The Role of Adaptive Trial Designs in Early Oncology Studies: Optimizing Flexibility and Agility

Targeted therapies and immunotherapies have changed not only cancer treatment paradigms, but also historical approaches to clinical trial design, especially in early development. Traditionally, early phase oncology trials have been focused on dose optimization, toxicity, and broad response signals. However, with the growth of personalized medicine, many early phase studies also place emphasis on identifying those patients most likely to respond to the investigative drug.

Fixed design clinical trials that may have been appropriate for cytotoxic chemotherapy agents may be inadequate for targeted therapies and immunotherapies that have unique toxicity profiles and mechanisms of action. Adaptive trial designs, which allow for planned adaptations to be made to certain aspects of a trial, may help to address challenges inherent to early phase oncology clinical trials. By using accumulating data to make pre-specified changes to the course of a study, adaptive trial designs increase flexibility, help optimize resources, and may require fewer participants.

Adaptive trial designs enable real-time modifications while a study is ongoing, such as the ability to select biomarker subgroups that identify patients more likely to respond to treatment or to dynamically adjust dose schedules or even drop doses as patients are enrolled. In an environment where nearly one-third of drugs entering phase II studies fail to progress, adaptive trial designs offer an opportunity to gain early insight into the likelihood of later stage success. This webinar will explore the role of adaptive trial designs in early oncology studies and how sponsors can leverage these designs to optimize their development programs.

What You Will Learn

  • Challenges inherent to early phase oncology clinical trials
  • Factors to consider in design of early phase oncology studies
  • Adaptive designs for assessing early/late-onset toxicity
  • How adaptive trial designs help optimize efficiency while minimizing the number of patients treated at sub-therapeutic doses


Abie Ekangaki, PhD
Vice President, Statistical Consulting
Premier Research

Abie Ekangaki is responsible for providing strategic planning, coordination, knowledge, and expertise in biostatistics for projects and/or standalone consultative services for both internal and external clients. He supports the Business Development and Operations efforts for key customers to design and manage effective and efficient clinical trials/programs bringing specific statistical, drug development, and operational knowledge in the respective area of focus.

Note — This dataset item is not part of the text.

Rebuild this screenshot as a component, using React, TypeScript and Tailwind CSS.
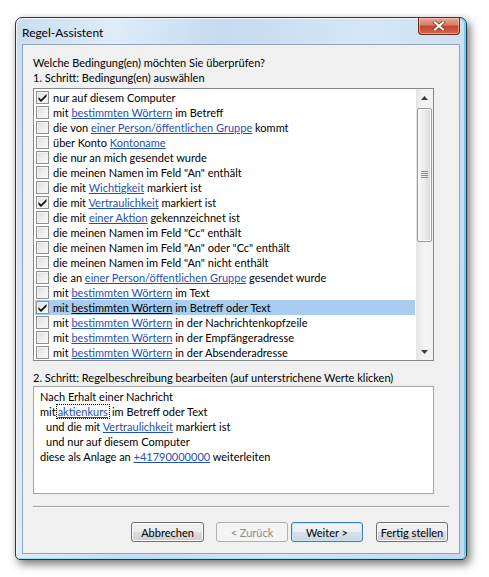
import React from 'react';

type Part = { t: string; link?: boolean };

interface Row {
  parts: Part[];
  checked?: boolean;
  selected?: boolean;
}

const L = (t: string): Part => ({ t, link: true });
const T = (t: string): Part => ({ t });

const rows: Row[] = [
  { parts: [T('nur auf diesem Computer')], checked: true },
  { parts: [T('mit '), L('bestimmten Wörtern'), T(' im Betreff')] },
  { parts: [T('die von '), L('einer Person/öffentlichen Gruppe'), T(' kommt')] },
  { parts: [T('über Konto '), L('Kontoname')] },
  { parts: [T('die nur an mich gesendet wurde')] },
  { parts: [T('die meinen Namen im Feld "An" enthält')] },
  { parts: [T('die mit '), L('Wichtigkeit'), T(' markiert ist')] },
  { parts: [T('die mit '), L('Vertraulichkeit'), T(' markiert ist')], checked: true },
  { parts: [T('die mit '), L('einer Aktion'), T(' gekennzeichnet ist')] },
  { parts: [T('die meinen Namen im Feld "Cc" enthält')] },
  { parts: [T('die meinen Namen im Feld "An" oder "Cc" enthält')] },
  { parts: [T('die meinen Namen im Feld "An" nicht enthält')] },
  { parts: [T('die an '), L('einer Person/öffentlichen Gruppe'), T(' gesendet wurde')] },
  { parts: [T('mit '), L('bestimmten Wörtern'), T(' im Text')] },
  { parts: [T('mit '), L('bestimmten Wörtern'), T(' im Betreff oder Text')], checked: true, selected: true },
  { parts: [T('mit '), L('bestimmten Wörtern'), T(' in der Nachrichtenkopfzeile')] },
  { parts: [T('mit '), L('bestimmten Wörtern'), T(' in der Empfängeradresse')] },
  { parts: [T('mit '), L('bestimmten Wörtern'), T(' in der Absenderadresse')] },
];

const CheckBox: React.FC<{ checked?: boolean }> = ({ checked }) => (
  <span className="w-[13px] h-[13px] shrink-0 border border-[#8e8f8f] bg-[linear-gradient(135deg,#dedede,#fbfbfb)] shadow-[inset_0_0_0_1px_#f4f4f4] flex items-center justify-center">
    {checked && (
      <svg width="11" height="11" viewBox="0 0 11 11">
        <polygon points="1.5,5 4,7.5 9.5,2 9.5,4.5 4,10 1.5,7.5" fill="#111" />
      </svg>
    )}
  </span>
);

const ListRow: React.FC<{ row: Row }> = ({ row }) => (
  <div
    className={`h-[15px] mx-[1px] pl-[1px] flex items-center gap-[4px] whitespace-nowrap ${
      row.selected ? 'bg-[#a9cdf1]' : ''
    }`}
  >
    <CheckBox checked={row.checked} />
    <span>
      {row.parts.map((p, i) =>
        p.link ? (
          <span key={i} className={`underline ${row.selected ? 'text-black' : 'text-[#1f4fb5]'}`}>
            {p.t}
          </span>
        ) : (
          <span key={i}>{p.t}</span>
        )
      )}
    </span>
  </div>
);

const ScrollBar: React.FC = () => (
  <div className="w-[17px] shrink-0 flex flex-col bg-[linear-gradient(90deg,#e4e4e4,#f4f4f4_45%,#f2f2f2)]">
    <div className="h-[17px] flex items-center justify-center">
      <svg width="7" height="4" viewBox="0 0 7 4">
        <polygon points="0,4 3.5,0 7,4" fill="#3c3c3c" />
      </svg>
    </div>
    <div className="mt-[2px] mx-[1px] h-[134px] rounded-[2px] border border-[#9b9b9b] bg-[linear-gradient(90deg,#f6f6f6,#ececec_50%,#d8d8d8)] shadow-[inset_0_0_0_1px_#fafafa] flex items-center justify-center">
      <svg width="7" height="8" viewBox="0 0 7 8">
        <rect x="0" y="0" width="7" height="1" fill="#8a8a8a" />
        <rect x="0" y="2" width="7" height="1" fill="#8a8a8a" />
        <rect x="0" y="4" width="7" height="1" fill="#8a8a8a" />
        <rect x="0" y="6" width="7" height="1" fill="#8a8a8a" />
      </svg>
    </div>
    <div className="flex-1" />
    <div className="h-[17px] flex items-center justify-center">
      <svg width="7" height="4" viewBox="0 0 7 4">
        <polygon points="0,0 7,0 3.5,4" fill="#3c3c3c" />
      </svg>
    </div>
  </div>
);

const WizardButton: React.FC<{ label: string; width: string; kind?: 'default' | 'disabled' }> = ({
  label,
  width,
  kind,
}) => {
  const base = 'h-[20px] rounded-[3px] border flex items-center justify-center';
  const look =
    kind === 'disabled'
      ? 'border-[#adb2b5] bg-[#f4f4f4] text-[#8a8a8a]'
      : kind === 'default'
      ? 'border-[#3c7fb1] bg-[linear-gradient(#f2f6f9,#e9eef2_50%,#d9e2ea_50%,#cdd6de)] shadow-[inset_0_0_0_1px_#c4e5f6] text-black'
      : 'border-[#707070] bg-[linear-gradient(#f2f2f2,#ebebeb_50%,#dddddd_50%,#cfcfcf)] shadow-[inset_0_0_0_1px_#fbfbfb] text-black';
  return <button className={`${base} ${look} ${width}`}>{label}</button>;
};

const Link: React.FC<{ children: React.ReactNode }> = ({ children }) => (
  <span className="text-[#1f4fb5] underline">{children}</span>
);

export default function App() {
  return (
    <div className="w-[489px] h-[577px] bg-white pt-[17px] pl-[15px] font-['Lato',sans-serif] text-[11px] leading-[15px] text-black">
      <div className="w-[452px] rounded-t-[7px] rounded-b-[5px] border border-[#2c3642] bg-[linear-gradient(100deg,#c9dcef_0%,#dfecf8_18%,#c6dbef_38%,#d6e6f5_65%,#c3d9ee_100%)] shadow-[3px_4px_10px_rgba(0,0,0,0.55),inset_-2px_0_0_#6fd0f6,inset_0_-1px_0_#9fdcf5,inset_1px_1px_0_#eef5fb] flex flex-col">
        {/* title bar */}
        <div className="h-[26px] flex items-start justify-between">
          <span className="pl-[6px] pt-[7px] text-[12px]">Regel-Assistent</span>
          <div className="mr-[6px] w-[42px] h-[17px] rounded-b-[4px] border border-t-0 border-[#6b2a20] bg-[linear-gradient(#e9a99b,#d67a66_45%,#c3452f_50%,#d4664c)] shadow-[inset_0_0_0_1px_rgba(255,220,210,0.5)] flex items-center justify-center">
            <svg width="14" height="10" viewBox="0 0 14 10">
              <path d="M3 1.5 L11 8.5 M11 1.5 L3 8.5" stroke="#7a2a1e" strokeWidth="3.6" strokeLinecap="square" />
              <path d="M3 1.5 L11 8.5 M11 1.5 L3 8.5" stroke="#ffffff" strokeWidth="2.2" strokeLinecap="square" />
            </svg>
          </div>
        </div>

        {/* client area */}
        <div className="mx-[6px] mb-[5px] border border-[#8ea5bd] bg-[#f0f0f0] flex flex-col pl-[10px] pt-[10px] pb-[11px]">
          <p>Welche Bedingung(en) möchten Sie überprüfen?</p>
          <p>1. Schritt: Bedingung(en) auswählen</p>

          <div className="mt-[3px] w-[401px] h-[273px] border border-[#828790] bg-white flex">
            <div className="flex-1 overflow-hidden pt-[1px]">
              {rows.map((r, i) => (
                <ListRow key={i} row={r} />
              ))}
            </div>
            <ScrollBar />
          </div>

          <p className="mt-[9px]">2. Schritt: Regelbeschreibung bearbeiten (auf unterstrichene Werte klicken)</p>

          <div className="mt-[1px] w-[401px] h-[108px] border border-[#a5a5a5] bg-white pl-[6px] pt-[2px] whitespace-nowrap">
            <p>Nach Erhalt einer Nachricht</p>
            <p>
              mit
              <span className="border border-dotted border-black px-[1px] mr-[2px]">
                <Link>aktienkurs</Link>
              </span>
              im Betreff oder Text
            </p>
            <p className="pl-[6px]">
              und die mit <Link>Vertraulichkeit</Link> markiert ist
            </p>
            <p className="pl-[6px]">und nur auf diesem Computer</p>
            <p>
              diese als Anlage an <Link>+41790000000</Link> weiterleiten
            </p>
          </div>

          <div className="mt-[12px] mr-[10px] border-t border-[#a0a0a0] border-b border-b-white" />

          <div className="mt-[14px] pr-[11px] flex justify-end">
            <WizardButton label="Abbrechen" width="w-[73px]" />
            <div className="w-[12px]" />
            <WizardButton label="< Zurück" width="w-[72px]" kind="disabled" />
            <div className="w-[3px]" />
            <WizardButton label="Weiter >" width="w-[72px]" kind="default" />
            <div className="w-[13px]" />
            <WizardButton label="Fertig stellen" width="w-[72px]" />
          </div>
        </div>
      </div>
    </div>
  );
}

With more than 20 years of experience as a biostatistician, Dr. Ekangaki has worked as a research scientist with the World Health Organization in Switzerland, as a statistics lecturer at Macquarie University in Australia, and has held several technical and senior leadership positions in the pharmaceutical industry. Given his more than 17 years in the pharmaceutical industry. He is experienced at applying and advising on the statistical design and analysis of clinical trials in various therapeutic areas, from proof of concept and beyond.

Dr. Ekangaki received his PhD in statistics from the University of Southampton, UK.

Peter Larson, MD
Executive Medical Director
Premier Research

Peter Larson, MD, is Executive Medical Director for Hematology-Oncology. Dr. Larson supports the drug development work of the innovative biotech companies that comprise most of Premier Research’s customer base, bringing to the role over 20 years of clinical development and medical affairs experience. He has a background spanning large pharma, startup biotech, and contract research.

Dr. Larson’s therapeutic expertise includes hematology, oncology, transfusion and cellular therapies, hereditary coagulation disorders, AML, ALL, multiple myeloma, solid tumors, and virology. Product platform experience includes small molecules, biological products including monoclonal antibodies, cellular therapies, and gene transfer technologies. Prior to joining industry he was assistant professor of pediatrics at the University of Pennsylvania. He holds a Doctor of Medicine and a bachelor’s degree in biology from the University of North Carolina and has trained in internal medicine, transfusion medicine/blood banking.